- _WORK INSTRUCTIONS_
Lift every line from the entries that includes the word "components".

- _SOURCE MATERIAL_

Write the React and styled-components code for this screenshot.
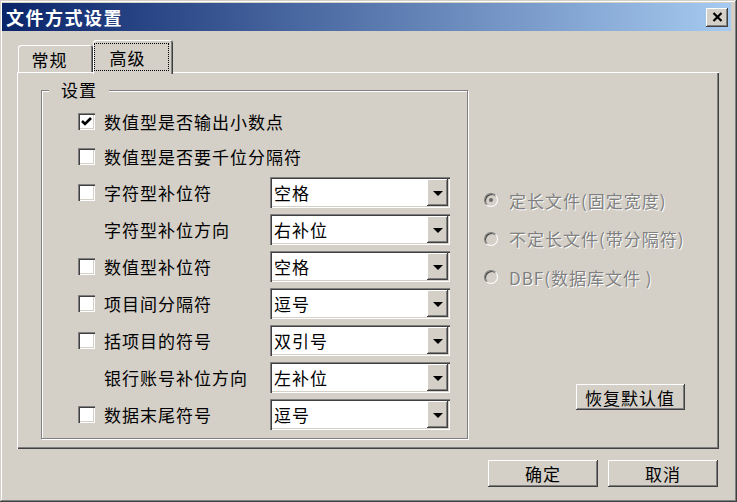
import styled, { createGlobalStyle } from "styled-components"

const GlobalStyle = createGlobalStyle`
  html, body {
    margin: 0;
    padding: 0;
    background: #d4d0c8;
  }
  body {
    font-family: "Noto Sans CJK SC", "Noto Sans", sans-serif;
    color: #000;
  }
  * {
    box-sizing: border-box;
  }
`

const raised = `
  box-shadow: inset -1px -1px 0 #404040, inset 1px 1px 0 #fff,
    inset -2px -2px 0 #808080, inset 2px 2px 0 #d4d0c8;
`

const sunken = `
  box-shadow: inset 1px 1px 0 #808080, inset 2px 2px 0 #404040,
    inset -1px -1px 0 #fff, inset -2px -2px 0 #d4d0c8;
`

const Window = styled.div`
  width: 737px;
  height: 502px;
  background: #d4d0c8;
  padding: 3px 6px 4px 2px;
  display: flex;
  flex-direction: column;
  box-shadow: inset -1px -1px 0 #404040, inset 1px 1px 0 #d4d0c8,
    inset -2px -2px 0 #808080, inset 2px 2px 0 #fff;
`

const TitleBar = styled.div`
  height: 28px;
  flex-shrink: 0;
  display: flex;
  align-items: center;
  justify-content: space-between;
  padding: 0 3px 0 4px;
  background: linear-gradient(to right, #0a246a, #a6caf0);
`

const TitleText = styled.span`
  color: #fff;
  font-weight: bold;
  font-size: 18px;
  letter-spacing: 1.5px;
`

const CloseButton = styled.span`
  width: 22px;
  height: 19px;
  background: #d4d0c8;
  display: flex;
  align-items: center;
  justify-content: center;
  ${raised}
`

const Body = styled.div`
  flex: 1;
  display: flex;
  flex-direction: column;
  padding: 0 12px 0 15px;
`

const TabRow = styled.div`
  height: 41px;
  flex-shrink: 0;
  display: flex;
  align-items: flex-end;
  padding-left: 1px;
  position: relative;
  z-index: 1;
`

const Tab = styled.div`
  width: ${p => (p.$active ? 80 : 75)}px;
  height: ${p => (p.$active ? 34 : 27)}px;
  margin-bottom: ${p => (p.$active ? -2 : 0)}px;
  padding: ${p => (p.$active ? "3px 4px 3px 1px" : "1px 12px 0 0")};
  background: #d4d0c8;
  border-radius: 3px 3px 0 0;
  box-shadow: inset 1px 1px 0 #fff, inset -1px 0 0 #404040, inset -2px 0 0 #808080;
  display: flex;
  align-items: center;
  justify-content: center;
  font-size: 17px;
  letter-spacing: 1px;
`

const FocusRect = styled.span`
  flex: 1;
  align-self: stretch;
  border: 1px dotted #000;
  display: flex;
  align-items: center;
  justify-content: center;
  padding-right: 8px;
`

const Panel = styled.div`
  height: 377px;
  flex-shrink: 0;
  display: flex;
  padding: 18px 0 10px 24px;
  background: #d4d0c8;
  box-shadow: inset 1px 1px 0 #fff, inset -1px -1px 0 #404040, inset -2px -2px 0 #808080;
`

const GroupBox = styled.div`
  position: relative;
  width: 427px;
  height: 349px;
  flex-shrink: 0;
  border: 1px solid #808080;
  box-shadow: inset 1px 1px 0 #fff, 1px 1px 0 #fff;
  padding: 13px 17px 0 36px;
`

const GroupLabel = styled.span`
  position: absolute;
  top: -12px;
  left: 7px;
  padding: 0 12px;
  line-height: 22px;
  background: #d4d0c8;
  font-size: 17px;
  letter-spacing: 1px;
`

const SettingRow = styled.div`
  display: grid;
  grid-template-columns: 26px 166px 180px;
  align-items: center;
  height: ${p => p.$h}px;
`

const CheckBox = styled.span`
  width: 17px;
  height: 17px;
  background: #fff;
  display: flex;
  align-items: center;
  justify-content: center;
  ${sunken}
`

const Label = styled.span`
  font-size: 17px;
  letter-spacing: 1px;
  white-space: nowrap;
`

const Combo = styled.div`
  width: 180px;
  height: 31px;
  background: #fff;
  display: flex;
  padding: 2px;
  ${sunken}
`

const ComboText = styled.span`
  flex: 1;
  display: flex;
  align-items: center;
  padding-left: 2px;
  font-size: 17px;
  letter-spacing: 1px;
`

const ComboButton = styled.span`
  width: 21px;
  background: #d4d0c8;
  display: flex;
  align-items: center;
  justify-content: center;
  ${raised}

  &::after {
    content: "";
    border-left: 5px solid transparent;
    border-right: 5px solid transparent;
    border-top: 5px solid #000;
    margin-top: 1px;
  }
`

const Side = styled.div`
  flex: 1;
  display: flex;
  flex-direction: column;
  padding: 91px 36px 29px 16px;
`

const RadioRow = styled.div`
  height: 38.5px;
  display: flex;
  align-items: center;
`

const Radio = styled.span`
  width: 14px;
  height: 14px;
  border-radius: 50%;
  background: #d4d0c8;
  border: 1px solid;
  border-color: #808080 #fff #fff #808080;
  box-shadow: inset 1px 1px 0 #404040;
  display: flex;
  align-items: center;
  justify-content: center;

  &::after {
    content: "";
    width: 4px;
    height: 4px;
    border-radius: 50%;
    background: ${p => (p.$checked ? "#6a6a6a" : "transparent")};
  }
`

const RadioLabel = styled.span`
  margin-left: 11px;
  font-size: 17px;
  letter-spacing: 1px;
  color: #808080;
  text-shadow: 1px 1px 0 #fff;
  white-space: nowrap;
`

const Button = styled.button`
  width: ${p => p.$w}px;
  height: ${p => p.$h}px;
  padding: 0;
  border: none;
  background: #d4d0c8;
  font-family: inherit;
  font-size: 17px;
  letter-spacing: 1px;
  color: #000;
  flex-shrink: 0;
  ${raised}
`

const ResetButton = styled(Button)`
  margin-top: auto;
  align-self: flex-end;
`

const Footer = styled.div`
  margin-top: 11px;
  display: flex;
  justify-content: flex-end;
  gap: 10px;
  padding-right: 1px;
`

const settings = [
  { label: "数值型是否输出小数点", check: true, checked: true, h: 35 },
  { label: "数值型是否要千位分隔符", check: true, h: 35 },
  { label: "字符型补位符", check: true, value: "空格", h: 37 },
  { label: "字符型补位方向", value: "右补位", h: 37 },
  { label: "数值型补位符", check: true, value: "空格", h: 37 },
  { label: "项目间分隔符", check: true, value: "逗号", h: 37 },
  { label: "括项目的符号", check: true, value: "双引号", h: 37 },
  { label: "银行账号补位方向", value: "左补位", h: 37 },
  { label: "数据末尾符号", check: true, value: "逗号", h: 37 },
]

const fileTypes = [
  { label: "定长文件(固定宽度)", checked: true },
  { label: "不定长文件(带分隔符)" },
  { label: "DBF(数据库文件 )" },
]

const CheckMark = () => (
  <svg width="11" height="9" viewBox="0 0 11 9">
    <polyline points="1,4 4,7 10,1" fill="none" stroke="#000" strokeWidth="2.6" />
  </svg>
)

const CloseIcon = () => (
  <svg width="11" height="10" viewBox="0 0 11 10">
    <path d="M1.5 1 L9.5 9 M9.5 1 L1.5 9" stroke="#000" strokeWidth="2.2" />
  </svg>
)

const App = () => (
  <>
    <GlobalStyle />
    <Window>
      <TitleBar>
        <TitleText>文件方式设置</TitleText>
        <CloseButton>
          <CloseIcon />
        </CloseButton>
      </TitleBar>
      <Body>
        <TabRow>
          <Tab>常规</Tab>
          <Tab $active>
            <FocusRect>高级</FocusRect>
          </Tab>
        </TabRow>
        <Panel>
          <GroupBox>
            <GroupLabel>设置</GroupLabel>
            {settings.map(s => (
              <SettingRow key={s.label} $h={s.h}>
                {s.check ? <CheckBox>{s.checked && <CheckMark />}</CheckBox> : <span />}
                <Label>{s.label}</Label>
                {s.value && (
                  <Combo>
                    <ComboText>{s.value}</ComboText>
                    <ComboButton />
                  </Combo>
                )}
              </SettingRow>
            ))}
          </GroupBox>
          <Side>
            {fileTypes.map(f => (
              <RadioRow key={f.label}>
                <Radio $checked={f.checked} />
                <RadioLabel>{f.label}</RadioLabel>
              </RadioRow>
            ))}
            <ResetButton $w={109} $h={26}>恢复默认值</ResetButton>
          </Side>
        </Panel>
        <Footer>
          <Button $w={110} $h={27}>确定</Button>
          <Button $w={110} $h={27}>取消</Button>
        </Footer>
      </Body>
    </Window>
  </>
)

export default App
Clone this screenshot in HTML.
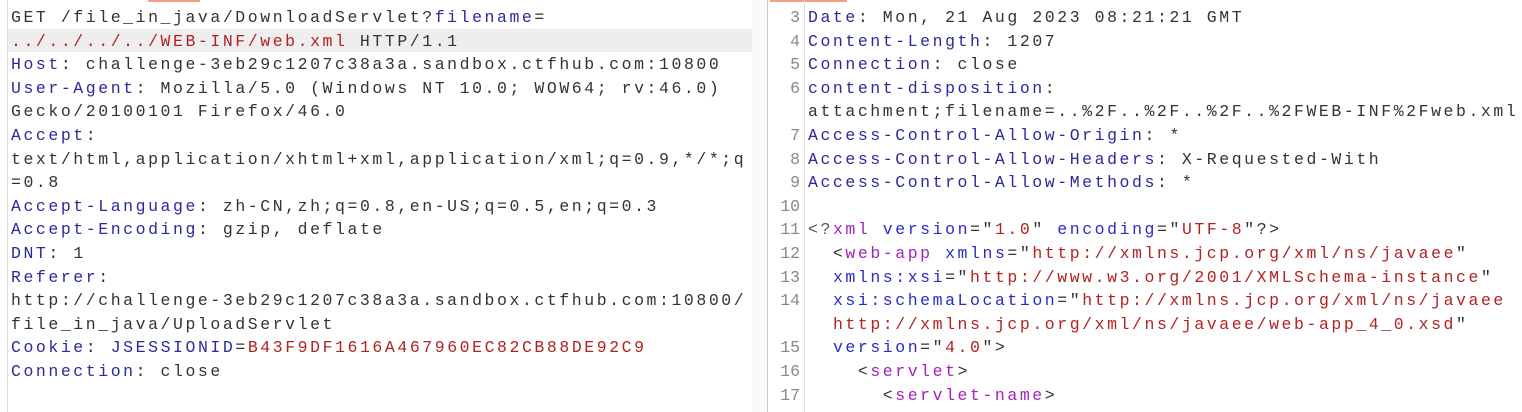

- _EXERCISE SOLUTION_
Write the React and styled-components code for this screenshot.
import styled, { createGlobalStyle } from "styled-components"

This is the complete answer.